§ **STATED GOAL**
Show each line of the data below that has the string "screenshot" in it.

begin

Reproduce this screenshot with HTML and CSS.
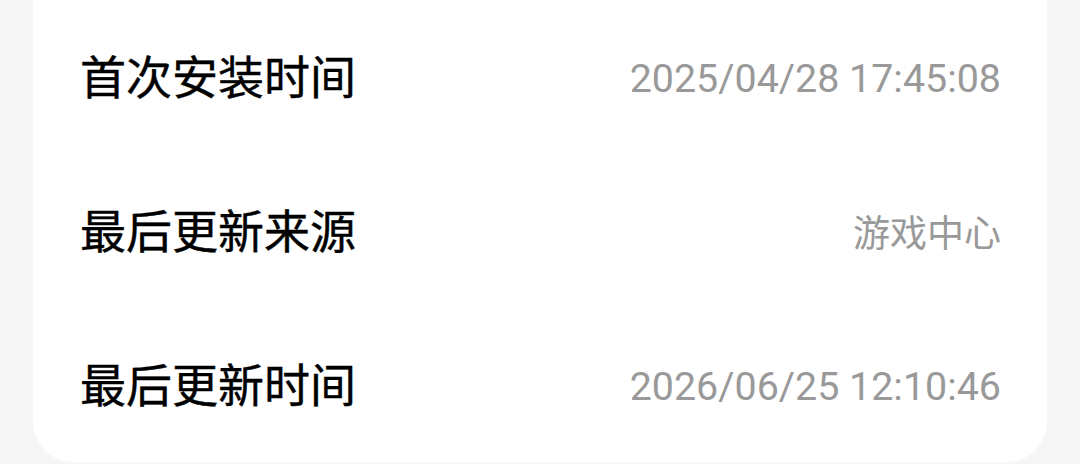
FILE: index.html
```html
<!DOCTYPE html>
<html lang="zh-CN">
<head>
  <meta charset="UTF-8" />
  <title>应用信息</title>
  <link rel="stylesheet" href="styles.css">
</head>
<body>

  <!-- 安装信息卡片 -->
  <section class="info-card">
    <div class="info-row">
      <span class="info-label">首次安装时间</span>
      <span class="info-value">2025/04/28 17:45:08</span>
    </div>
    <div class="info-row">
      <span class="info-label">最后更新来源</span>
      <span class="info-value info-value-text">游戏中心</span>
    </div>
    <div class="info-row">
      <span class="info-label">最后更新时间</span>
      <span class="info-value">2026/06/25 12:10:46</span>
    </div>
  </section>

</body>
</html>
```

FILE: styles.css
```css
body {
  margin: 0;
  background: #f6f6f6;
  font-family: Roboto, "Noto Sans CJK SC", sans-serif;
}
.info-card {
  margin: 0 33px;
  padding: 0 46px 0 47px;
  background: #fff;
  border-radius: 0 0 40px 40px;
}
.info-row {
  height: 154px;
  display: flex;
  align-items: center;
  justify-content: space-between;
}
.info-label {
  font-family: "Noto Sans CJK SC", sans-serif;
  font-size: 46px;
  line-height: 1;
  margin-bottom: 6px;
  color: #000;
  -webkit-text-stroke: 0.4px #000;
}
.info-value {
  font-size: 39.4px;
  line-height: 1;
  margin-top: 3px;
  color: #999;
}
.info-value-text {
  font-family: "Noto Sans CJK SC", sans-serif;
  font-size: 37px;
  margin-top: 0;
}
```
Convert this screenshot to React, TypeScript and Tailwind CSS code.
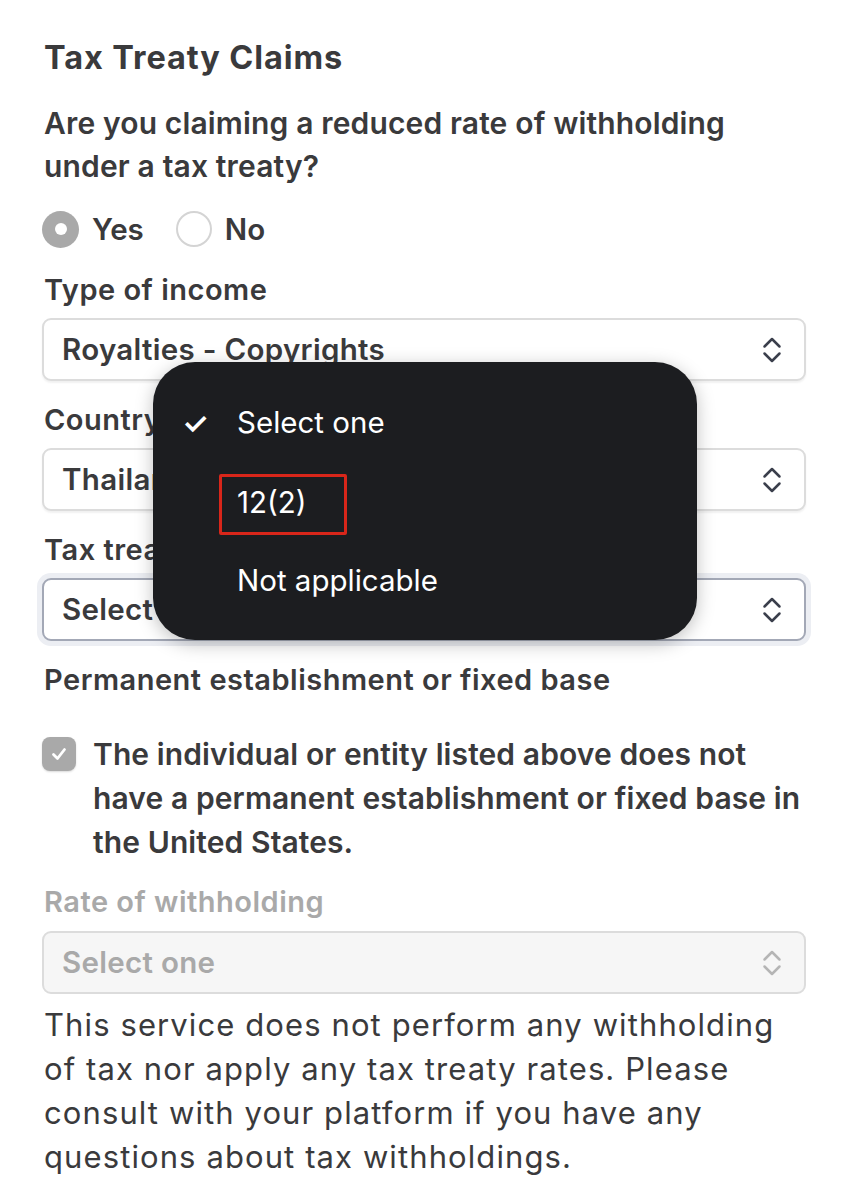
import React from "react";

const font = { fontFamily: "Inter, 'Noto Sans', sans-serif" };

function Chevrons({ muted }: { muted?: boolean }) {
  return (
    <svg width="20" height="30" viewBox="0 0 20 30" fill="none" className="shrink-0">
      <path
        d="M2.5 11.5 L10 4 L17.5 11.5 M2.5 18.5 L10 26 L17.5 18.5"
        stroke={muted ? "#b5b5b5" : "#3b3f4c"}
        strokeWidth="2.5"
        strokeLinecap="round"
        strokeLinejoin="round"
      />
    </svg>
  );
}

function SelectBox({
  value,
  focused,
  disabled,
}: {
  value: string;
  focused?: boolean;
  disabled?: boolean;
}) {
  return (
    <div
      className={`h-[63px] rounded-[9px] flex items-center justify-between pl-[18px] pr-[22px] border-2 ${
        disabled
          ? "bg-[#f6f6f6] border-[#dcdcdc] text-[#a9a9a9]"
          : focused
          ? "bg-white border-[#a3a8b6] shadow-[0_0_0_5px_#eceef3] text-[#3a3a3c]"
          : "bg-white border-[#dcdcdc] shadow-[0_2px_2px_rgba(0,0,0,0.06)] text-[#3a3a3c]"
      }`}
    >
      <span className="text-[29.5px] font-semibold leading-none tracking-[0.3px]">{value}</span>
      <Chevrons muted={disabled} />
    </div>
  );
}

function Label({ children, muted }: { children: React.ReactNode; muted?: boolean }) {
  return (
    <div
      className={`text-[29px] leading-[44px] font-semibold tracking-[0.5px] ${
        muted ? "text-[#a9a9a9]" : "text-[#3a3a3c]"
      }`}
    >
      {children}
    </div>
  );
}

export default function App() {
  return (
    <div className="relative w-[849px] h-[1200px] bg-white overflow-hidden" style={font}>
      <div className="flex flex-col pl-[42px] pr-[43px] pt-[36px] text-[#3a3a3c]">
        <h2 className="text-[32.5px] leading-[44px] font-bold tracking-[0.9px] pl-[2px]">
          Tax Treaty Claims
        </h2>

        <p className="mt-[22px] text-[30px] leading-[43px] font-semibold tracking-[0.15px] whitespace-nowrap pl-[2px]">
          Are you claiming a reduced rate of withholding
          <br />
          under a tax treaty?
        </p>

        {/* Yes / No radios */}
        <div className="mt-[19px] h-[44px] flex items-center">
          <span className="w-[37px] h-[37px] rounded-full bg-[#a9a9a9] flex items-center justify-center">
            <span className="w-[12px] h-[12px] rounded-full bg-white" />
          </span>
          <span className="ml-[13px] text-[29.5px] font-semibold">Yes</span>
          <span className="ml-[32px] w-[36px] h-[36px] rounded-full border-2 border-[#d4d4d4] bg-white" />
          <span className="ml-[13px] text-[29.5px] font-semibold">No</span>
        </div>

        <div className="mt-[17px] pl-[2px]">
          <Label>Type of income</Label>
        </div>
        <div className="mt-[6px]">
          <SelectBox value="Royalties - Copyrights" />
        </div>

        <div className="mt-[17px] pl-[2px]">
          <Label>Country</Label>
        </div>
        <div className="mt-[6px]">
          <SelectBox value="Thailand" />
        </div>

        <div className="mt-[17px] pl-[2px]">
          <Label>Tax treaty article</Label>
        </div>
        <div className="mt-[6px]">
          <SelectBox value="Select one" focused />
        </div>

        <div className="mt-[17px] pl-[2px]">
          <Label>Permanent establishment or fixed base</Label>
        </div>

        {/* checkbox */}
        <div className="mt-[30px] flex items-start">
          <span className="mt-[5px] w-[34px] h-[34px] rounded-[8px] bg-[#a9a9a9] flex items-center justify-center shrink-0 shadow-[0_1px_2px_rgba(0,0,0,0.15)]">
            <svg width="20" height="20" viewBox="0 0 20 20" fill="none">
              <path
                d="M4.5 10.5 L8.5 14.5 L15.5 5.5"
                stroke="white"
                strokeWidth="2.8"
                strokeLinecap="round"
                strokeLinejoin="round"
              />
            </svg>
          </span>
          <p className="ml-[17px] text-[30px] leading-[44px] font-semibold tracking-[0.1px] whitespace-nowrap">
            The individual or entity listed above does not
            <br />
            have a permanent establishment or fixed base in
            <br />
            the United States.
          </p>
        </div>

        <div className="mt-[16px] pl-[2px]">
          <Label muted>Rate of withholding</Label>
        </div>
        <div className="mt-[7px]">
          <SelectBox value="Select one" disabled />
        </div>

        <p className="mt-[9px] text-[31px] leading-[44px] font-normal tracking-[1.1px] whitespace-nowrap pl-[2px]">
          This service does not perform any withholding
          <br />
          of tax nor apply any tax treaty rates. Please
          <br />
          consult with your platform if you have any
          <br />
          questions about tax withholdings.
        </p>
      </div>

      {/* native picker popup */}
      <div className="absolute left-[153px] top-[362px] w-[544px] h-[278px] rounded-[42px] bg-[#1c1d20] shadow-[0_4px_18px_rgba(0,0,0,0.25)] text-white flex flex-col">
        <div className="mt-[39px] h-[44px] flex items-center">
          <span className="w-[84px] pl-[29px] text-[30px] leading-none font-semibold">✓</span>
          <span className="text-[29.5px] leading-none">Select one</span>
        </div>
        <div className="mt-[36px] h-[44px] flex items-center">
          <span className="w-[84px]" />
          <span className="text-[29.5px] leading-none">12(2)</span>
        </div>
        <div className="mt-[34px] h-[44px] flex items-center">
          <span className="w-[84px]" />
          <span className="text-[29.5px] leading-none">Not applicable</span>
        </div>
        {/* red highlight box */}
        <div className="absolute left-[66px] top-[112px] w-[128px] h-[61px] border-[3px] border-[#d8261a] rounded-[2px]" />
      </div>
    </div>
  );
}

end

§ **WRITTEN ANSWER**
Reproduce this screenshot with HTML and CSS.
Convert this screenshot to React, TypeScript and Tailwind CSS code.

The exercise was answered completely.